__Collected data__
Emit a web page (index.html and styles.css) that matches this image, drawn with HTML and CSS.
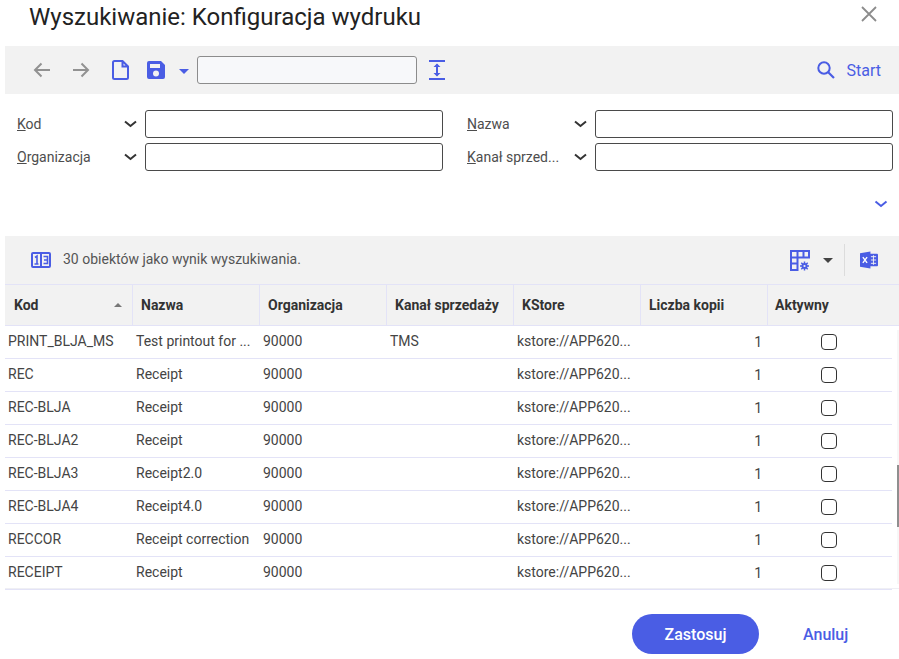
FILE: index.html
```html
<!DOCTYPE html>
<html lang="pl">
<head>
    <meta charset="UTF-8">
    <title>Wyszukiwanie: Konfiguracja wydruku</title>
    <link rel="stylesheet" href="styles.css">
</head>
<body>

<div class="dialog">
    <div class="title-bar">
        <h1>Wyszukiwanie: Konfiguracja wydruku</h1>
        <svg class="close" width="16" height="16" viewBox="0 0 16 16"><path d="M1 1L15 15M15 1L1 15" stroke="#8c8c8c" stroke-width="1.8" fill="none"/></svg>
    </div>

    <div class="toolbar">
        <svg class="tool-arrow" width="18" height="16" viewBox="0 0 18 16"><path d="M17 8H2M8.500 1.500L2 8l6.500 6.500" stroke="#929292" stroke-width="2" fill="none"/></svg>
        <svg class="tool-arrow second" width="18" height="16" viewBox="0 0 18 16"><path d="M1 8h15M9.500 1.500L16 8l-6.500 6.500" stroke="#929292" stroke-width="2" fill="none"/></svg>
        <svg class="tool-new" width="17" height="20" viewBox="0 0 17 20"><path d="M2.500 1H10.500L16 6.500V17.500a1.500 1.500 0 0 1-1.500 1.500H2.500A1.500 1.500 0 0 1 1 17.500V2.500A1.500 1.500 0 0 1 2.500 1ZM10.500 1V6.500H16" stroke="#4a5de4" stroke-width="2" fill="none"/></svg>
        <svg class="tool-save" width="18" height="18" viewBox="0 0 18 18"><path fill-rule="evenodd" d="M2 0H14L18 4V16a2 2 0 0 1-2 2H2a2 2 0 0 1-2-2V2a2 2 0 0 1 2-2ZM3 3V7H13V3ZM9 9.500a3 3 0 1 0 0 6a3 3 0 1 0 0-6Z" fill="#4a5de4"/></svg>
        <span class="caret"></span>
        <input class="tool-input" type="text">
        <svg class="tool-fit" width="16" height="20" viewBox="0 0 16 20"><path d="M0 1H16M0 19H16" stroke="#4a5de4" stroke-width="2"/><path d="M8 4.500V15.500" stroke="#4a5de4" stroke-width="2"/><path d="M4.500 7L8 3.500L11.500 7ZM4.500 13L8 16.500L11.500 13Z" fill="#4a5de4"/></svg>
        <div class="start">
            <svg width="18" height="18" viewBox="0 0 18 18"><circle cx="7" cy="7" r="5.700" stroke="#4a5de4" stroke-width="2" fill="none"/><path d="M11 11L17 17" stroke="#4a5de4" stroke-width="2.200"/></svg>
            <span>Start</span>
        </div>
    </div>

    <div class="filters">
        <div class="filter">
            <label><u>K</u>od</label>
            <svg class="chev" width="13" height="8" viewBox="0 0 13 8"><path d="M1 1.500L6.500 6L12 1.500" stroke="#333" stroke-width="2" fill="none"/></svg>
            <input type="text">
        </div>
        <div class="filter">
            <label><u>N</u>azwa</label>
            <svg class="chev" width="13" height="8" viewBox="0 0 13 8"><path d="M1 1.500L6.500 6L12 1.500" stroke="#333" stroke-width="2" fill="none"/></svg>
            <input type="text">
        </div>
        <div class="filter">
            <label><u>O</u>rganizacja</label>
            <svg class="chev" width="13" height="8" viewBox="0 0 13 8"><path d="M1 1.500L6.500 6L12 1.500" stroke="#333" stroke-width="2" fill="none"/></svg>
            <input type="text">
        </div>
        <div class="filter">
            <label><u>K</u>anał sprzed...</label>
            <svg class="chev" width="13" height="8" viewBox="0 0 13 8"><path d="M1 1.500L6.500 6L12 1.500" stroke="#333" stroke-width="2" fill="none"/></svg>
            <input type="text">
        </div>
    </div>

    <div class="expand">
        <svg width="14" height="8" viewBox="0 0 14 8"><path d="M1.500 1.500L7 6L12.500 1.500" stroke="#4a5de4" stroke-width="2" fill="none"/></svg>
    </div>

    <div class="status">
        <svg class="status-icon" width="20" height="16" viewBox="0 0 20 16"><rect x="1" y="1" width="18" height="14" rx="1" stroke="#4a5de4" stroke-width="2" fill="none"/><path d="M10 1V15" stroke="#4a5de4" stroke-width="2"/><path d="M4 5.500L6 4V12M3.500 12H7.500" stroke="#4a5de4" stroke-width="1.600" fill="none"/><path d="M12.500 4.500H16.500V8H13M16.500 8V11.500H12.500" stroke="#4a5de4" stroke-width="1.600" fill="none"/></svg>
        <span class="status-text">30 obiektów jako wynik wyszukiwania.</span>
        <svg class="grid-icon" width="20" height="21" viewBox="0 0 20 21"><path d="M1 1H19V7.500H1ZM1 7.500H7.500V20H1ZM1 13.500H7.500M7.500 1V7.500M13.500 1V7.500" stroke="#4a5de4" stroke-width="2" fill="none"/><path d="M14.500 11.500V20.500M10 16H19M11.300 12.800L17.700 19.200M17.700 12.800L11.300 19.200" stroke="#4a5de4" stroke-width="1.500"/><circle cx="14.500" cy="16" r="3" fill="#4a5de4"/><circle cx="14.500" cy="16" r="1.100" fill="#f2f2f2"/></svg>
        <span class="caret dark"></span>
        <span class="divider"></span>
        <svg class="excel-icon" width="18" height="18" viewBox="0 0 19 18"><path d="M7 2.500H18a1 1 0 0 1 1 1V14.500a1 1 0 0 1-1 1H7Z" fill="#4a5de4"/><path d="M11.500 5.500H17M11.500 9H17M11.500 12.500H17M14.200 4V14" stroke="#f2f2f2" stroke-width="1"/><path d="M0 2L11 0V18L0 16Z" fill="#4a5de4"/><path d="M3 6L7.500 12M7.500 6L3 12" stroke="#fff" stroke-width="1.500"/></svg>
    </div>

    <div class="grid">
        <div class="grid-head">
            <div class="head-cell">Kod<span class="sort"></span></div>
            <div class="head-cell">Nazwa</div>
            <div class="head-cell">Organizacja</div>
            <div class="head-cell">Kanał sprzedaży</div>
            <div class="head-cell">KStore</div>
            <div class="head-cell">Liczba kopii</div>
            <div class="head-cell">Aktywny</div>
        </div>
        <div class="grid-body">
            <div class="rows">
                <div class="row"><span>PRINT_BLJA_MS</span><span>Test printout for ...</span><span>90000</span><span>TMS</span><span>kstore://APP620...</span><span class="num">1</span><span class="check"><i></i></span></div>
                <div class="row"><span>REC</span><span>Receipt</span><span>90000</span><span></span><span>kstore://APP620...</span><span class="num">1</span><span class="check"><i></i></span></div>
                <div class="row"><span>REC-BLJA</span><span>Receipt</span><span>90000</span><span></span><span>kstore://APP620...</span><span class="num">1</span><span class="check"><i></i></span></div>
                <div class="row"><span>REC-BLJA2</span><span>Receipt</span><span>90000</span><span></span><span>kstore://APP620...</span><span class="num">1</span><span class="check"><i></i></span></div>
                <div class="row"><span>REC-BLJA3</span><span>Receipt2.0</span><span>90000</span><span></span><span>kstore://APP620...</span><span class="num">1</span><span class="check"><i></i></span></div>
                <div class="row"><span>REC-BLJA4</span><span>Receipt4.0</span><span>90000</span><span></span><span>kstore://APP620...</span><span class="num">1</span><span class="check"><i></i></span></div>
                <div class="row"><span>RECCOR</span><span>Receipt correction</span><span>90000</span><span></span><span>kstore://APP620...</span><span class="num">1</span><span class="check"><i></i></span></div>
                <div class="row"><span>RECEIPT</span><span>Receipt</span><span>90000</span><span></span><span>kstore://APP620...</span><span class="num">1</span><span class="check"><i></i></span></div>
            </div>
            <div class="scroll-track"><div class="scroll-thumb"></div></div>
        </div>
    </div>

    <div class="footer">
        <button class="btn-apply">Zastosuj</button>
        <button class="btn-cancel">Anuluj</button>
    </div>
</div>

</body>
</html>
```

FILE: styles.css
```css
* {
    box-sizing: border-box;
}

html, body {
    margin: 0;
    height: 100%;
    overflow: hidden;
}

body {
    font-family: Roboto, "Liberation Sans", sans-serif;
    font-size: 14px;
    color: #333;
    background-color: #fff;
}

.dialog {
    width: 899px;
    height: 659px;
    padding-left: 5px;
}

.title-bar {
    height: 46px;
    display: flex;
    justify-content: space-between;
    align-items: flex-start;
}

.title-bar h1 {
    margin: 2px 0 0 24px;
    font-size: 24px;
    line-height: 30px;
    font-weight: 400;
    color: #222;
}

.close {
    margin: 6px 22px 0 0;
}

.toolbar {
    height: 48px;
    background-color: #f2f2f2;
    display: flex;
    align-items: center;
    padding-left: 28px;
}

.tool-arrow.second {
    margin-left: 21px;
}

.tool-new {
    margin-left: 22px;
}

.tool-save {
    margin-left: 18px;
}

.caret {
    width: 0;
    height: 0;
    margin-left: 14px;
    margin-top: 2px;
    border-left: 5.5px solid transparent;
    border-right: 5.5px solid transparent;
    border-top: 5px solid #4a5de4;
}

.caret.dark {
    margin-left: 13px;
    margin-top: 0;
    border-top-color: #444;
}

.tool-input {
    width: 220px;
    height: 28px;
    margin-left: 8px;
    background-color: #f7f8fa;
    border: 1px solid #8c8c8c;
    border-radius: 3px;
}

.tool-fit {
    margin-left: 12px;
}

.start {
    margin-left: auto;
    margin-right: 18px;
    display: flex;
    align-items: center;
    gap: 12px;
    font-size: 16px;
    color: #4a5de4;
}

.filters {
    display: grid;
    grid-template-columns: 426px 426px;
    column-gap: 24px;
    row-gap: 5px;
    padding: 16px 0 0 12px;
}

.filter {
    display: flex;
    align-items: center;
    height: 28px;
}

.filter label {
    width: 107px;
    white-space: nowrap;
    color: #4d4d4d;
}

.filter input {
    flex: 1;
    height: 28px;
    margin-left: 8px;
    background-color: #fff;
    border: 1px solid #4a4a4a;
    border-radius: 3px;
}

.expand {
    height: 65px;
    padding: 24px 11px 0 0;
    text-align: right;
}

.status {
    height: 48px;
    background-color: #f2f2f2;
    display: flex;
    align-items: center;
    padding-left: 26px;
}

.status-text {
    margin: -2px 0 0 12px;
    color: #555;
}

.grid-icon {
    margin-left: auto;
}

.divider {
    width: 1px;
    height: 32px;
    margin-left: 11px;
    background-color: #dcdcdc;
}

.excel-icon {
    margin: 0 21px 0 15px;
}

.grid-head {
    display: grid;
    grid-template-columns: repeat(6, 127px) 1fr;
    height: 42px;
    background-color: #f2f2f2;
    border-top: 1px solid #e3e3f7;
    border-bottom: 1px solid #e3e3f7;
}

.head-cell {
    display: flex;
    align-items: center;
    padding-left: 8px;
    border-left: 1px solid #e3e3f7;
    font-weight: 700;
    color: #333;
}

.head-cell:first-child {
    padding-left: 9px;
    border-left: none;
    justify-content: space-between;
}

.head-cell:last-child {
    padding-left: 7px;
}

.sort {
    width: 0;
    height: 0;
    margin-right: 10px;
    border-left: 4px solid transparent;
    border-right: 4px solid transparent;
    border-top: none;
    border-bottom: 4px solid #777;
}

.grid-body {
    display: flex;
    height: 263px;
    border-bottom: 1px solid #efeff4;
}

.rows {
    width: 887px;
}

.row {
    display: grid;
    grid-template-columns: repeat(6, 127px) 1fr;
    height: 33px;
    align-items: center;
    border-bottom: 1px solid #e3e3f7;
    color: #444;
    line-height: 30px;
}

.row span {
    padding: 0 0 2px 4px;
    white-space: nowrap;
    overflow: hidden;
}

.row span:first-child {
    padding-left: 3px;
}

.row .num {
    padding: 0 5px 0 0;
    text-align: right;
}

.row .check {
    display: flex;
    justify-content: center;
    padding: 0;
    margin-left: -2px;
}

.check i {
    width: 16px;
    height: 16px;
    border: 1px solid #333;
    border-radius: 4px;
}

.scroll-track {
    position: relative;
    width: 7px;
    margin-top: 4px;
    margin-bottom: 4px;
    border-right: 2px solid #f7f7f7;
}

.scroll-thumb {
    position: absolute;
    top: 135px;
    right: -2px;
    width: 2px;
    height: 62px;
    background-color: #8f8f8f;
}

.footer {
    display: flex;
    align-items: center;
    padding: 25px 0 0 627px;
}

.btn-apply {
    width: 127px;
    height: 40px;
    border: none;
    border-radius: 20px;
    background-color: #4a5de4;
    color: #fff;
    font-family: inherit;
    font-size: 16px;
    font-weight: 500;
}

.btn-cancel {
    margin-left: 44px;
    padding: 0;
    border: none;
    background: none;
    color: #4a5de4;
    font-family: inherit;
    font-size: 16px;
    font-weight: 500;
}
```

__Your goal__
Isolate each line of the listing above that includes "index". Copy it.

__Answer to the problem__
Emit a web page (index.html and styles.css) that matches this image, drawn with HTML and CSS.
FILE: index.html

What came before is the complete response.